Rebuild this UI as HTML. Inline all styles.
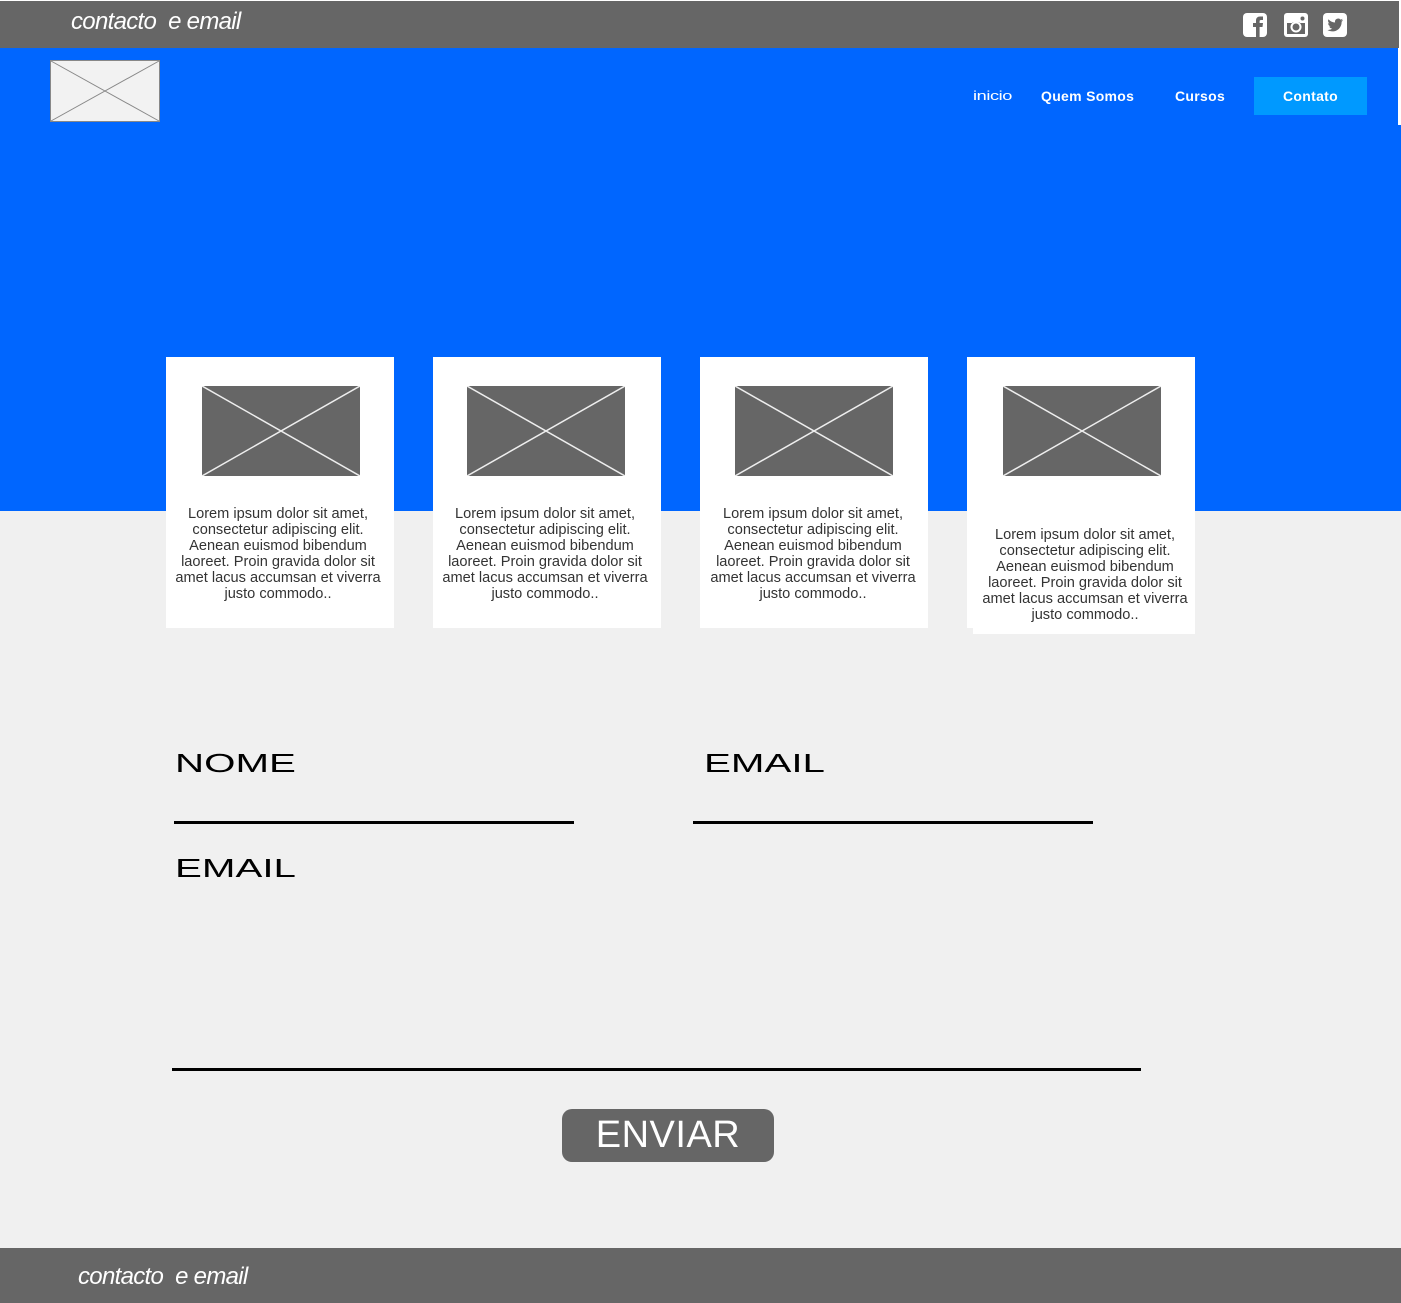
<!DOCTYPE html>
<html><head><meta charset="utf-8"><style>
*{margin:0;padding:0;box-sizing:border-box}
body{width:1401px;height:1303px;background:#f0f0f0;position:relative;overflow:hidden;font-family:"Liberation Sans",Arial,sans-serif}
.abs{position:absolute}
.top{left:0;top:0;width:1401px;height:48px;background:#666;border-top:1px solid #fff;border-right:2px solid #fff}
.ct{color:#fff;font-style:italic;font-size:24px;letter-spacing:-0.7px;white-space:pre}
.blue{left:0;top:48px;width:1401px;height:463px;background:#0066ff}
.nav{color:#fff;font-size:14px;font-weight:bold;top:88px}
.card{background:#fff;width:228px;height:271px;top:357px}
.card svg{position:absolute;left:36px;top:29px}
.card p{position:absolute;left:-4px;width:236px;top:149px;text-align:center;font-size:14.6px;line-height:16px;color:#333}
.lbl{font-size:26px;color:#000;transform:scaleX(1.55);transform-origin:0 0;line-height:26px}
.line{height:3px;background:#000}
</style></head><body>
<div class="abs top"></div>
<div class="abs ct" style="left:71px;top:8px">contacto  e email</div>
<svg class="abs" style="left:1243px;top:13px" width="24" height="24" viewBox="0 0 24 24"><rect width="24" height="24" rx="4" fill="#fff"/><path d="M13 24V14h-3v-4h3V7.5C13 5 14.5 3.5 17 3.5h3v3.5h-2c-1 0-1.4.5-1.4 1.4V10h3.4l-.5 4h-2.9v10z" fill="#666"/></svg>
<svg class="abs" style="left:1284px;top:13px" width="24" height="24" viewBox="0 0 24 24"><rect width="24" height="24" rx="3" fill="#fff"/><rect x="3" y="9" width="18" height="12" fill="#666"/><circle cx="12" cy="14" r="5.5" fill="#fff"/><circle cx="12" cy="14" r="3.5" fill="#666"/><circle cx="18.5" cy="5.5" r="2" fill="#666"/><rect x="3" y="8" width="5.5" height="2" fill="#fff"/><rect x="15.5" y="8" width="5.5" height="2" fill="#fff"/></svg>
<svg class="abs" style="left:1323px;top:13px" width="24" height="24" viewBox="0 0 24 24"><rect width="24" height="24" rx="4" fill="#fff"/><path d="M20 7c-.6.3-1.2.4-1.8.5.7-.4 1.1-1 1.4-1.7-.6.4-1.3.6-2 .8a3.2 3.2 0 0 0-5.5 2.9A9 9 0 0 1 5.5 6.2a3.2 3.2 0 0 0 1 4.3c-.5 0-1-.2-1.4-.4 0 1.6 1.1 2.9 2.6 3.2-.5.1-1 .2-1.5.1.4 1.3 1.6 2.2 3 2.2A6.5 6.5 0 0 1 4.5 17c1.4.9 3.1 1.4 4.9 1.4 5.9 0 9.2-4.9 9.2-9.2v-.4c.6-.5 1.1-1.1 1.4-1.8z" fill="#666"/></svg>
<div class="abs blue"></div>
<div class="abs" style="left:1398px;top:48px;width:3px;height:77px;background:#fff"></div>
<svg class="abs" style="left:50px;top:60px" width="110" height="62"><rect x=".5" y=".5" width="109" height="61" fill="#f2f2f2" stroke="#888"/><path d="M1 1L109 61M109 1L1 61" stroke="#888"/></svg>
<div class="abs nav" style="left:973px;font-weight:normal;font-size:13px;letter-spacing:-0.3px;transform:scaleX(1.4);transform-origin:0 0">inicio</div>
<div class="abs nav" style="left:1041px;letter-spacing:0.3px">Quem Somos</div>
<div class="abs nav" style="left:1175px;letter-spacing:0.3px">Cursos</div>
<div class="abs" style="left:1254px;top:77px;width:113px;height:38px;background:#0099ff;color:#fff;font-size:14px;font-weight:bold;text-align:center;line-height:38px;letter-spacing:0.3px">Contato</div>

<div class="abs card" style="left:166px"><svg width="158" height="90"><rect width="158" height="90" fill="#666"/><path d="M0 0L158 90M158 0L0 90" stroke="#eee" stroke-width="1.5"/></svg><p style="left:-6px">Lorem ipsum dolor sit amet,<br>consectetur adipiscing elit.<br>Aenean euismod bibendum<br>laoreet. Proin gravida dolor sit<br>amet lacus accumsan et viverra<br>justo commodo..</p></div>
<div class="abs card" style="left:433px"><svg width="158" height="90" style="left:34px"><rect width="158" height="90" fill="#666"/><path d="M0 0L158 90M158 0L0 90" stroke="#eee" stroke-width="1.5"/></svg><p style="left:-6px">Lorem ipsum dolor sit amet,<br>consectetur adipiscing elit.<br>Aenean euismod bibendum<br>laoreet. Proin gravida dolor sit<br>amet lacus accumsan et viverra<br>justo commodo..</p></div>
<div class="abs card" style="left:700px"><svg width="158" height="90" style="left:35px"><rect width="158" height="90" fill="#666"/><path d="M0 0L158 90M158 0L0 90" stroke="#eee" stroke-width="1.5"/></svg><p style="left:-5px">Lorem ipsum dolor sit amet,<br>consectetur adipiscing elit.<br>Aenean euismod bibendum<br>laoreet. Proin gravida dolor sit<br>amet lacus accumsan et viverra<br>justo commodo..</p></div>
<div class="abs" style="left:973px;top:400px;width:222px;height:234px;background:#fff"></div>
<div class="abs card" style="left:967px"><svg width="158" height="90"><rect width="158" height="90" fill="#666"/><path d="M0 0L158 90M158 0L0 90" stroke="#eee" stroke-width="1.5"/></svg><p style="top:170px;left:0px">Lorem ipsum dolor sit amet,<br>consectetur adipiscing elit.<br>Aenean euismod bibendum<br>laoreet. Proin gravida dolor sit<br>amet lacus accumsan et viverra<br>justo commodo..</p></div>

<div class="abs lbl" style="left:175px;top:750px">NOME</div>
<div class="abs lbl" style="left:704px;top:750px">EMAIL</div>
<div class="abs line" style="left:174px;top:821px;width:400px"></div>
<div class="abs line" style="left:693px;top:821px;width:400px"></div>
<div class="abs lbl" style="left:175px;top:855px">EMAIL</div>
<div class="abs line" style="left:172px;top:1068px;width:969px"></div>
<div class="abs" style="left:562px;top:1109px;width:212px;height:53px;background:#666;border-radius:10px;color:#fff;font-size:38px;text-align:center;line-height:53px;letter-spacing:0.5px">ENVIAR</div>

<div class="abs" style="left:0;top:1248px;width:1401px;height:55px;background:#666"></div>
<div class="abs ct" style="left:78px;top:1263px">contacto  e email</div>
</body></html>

══════════════════════════════

Aim:
Copy the listing exactly. Any image in it stays out of the copy.

Response to the exercise:
Rebuild this UI as HTML. Inline all styles.
<!DOCTYPE html>
<html><head><meta charset="utf-8"><style>
*{margin:0;padding:0;box-sizing:border-box}
body{width:1401px;height:1303px;background:#f0f0f0;position:relative;overflow:hidden;font-family:"Liberation Sans",Arial,sans-serif}
.abs{position:absolute}
.top{left:0;top:0;width:1401px;height:48px;background:#666;border-top:1px solid #fff;border-right:2px solid #fff}
.ct{color:#fff;font-style:italic;font-size:24px;letter-spacing:-0.7px;white-space:pre}
.blue{left:0;top:48px;width:1401px;height:463px;background:#0066ff}
.nav{color:#fff;font-size:14px;font-weight:bold;top:88px}
.card{background:#fff;width:228px;height:271px;top:357px}
.card svg{position:absolute;left:36px;top:29px}
.card p{position:absolute;left:-4px;width:236px;top:149px;text-align:center;font-size:14.6px;line-height:16px;color:#333}
.lbl{font-size:26px;color:#000;transform:scaleX(1.55);transform-origin:0 0;line-height:26px}
.line{height:3px;background:#000}
</style></head><body>
<div class="abs top"></div>
<div class="abs ct" style="left:71px;top:8px">contacto  e email</div>
<svg class="abs" style="left:1243px;top:13px" width="24" height="24" viewBox="0 0 24 24"><rect width="24" height="24" rx="4" fill="#fff"/><path d="M13 24V14h-3v-4h3V7.5C13 5 14.5 3.5 17 3.5h3v3.5h-2c-1 0-1.4.5-1.4 1.4V10h3.4l-.5 4h-2.9v10z" fill="#666"/></svg>
<svg class="abs" style="left:1284px;top:13px" width="24" height="24" viewBox="0 0 24 24"><rect width="24" height="24" rx="3" fill="#fff"/><rect x="3" y="9" width="18" height="12" fill="#666"/><circle cx="12" cy="14" r="5.5" fill="#fff"/><circle cx="12" cy="14" r="3.5" fill="#666"/><circle cx="18.5" cy="5.5" r="2" fill="#666"/><rect x="3" y="8" width="5.5" height="2" fill="#fff"/><rect x="15.5" y="8" width="5.5" height="2" fill="#fff"/></svg>
<svg class="abs" style="left:1323px;top:13px" width="24" height="24" viewBox="0 0 24 24"><rect width="24" height="24" rx="4" fill="#fff"/><path d="M20 7c-.6.3-1.2.4-1.8.5.7-.4 1.1-1 1.4-1.7-.6.4-1.3.6-2 .8a3.2 3.2 0 0 0-5.5 2.9A9 9 0 0 1 5.5 6.2a3.2 3.2 0 0 0 1 4.3c-.5 0-1-.2-1.4-.4 0 1.6 1.1 2.9 2.6 3.2-.5.1-1 .2-1.5.1.4 1.3 1.6 2.2 3 2.2A6.5 6.5 0 0 1 4.5 17c1.4.9 3.1 1.4 4.9 1.4 5.9 0 9.2-4.9 9.2-9.2v-.4c.6-.5 1.1-1.1 1.4-1.8z" fill="#666"/></svg>
<div class="abs blue"></div>
<div class="abs" style="left:1398px;top:48px;width:3px;height:77px;background:#fff"></div>
<svg class="abs" style="left:50px;top:60px" width="110" height="62"><rect x=".5" y=".5" width="109" height="61" fill="#f2f2f2" stroke="#888"/><path d="M1 1L109 61M109 1L1 61" stroke="#888"/></svg>
<div class="abs nav" style="left:973px;font-weight:normal;font-size:13px;letter-spacing:-0.3px;transform:scaleX(1.4);transform-origin:0 0">inicio</div>
<div class="abs nav" style="left:1041px;letter-spacing:0.3px">Quem Somos</div>
<div class="abs nav" style="left:1175px;letter-spacing:0.3px">Cursos</div>
<div class="abs" style="left:1254px;top:77px;width:113px;height:38px;background:#0099ff;color:#fff;font-size:14px;font-weight:bold;text-align:center;line-height:38px;letter-spacing:0.3px">Contato</div>

<div class="abs card" style="left:166px"><svg width="158" height="90"><rect width="158" height="90" fill="#666"/><path d="M0 0L158 90M158 0L0 90" stroke="#eee" stroke-width="1.5"/></svg><p style="left:-6px">Lorem ipsum dolor sit amet,<br>consectetur adipiscing elit.<br>Aenean euismod bibendum<br>laoreet. Proin gravida dolor sit<br>amet lacus accumsan et viverra<br>justo commodo..</p></div>
<div class="abs card" style="left:433px"><svg width="158" height="90" style="left:34px"><rect width="158" height="90" fill="#666"/><path d="M0 0L158 90M158 0L0 90" stroke="#eee" stroke-width="1.5"/></svg><p style="left:-6px">Lorem ipsum dolor sit amet,<br>consectetur adipiscing elit.<br>Aenean euismod bibendum<br>laoreet. Proin gravida dolor sit<br>amet lacus accumsan et viverra<br>justo commodo..</p></div>
<div class="abs card" style="left:700px"><svg width="158" height="90" style="left:35px"><rect width="158" height="90" fill="#666"/><path d="M0 0L158 90M158 0L0 90" stroke="#eee" stroke-width="1.5"/></svg><p style="left:-5px">Lorem ipsum dolor sit amet,<br>consectetur adipiscing elit.<br>Aenean euismod bibendum<br>laoreet. Proin gravida dolor sit<br>amet lacus accumsan et viverra<br>justo commodo..</p></div>
<div class="abs" style="left:973px;top:400px;width:222px;height:234px;background:#fff"></div>
<div class="abs card" style="left:967px"><svg width="158" height="90"><rect width="158" height="90" fill="#666"/><path d="M0 0L158 90M158 0L0 90" stroke="#eee" stroke-width="1.5"/></svg><p style="top:170px;left:0px">Lorem ipsum dolor sit amet,<br>consectetur adipiscing elit.<br>Aenean euismod bibendum<br>laoreet. Proin gravida dolor sit<br>amet lacus accumsan et viverra<br>justo commodo..</p></div>

<div class="abs lbl" style="left:175px;top:750px">NOME</div>
<div class="abs lbl" style="left:704px;top:750px">EMAIL</div>
<div class="abs line" style="left:174px;top:821px;width:400px"></div>
<div class="abs line" style="left:693px;top:821px;width:400px"></div>
<div class="abs lbl" style="left:175px;top:855px">EMAIL</div>
<div class="abs line" style="left:172px;top:1068px;width:969px"></div>
<div class="abs" style="left:562px;top:1109px;width:212px;height:53px;background:#666;border-radius:10px;color:#fff;font-size:38px;text-align:center;line-height:53px;letter-spacing:0.5px">ENVIAR</div>

<div class="abs" style="left:0;top:1248px;width:1401px;height:55px;background:#666"></div>
<div class="abs ct" style="left:78px;top:1263px">contacto  e email</div>
</body></html>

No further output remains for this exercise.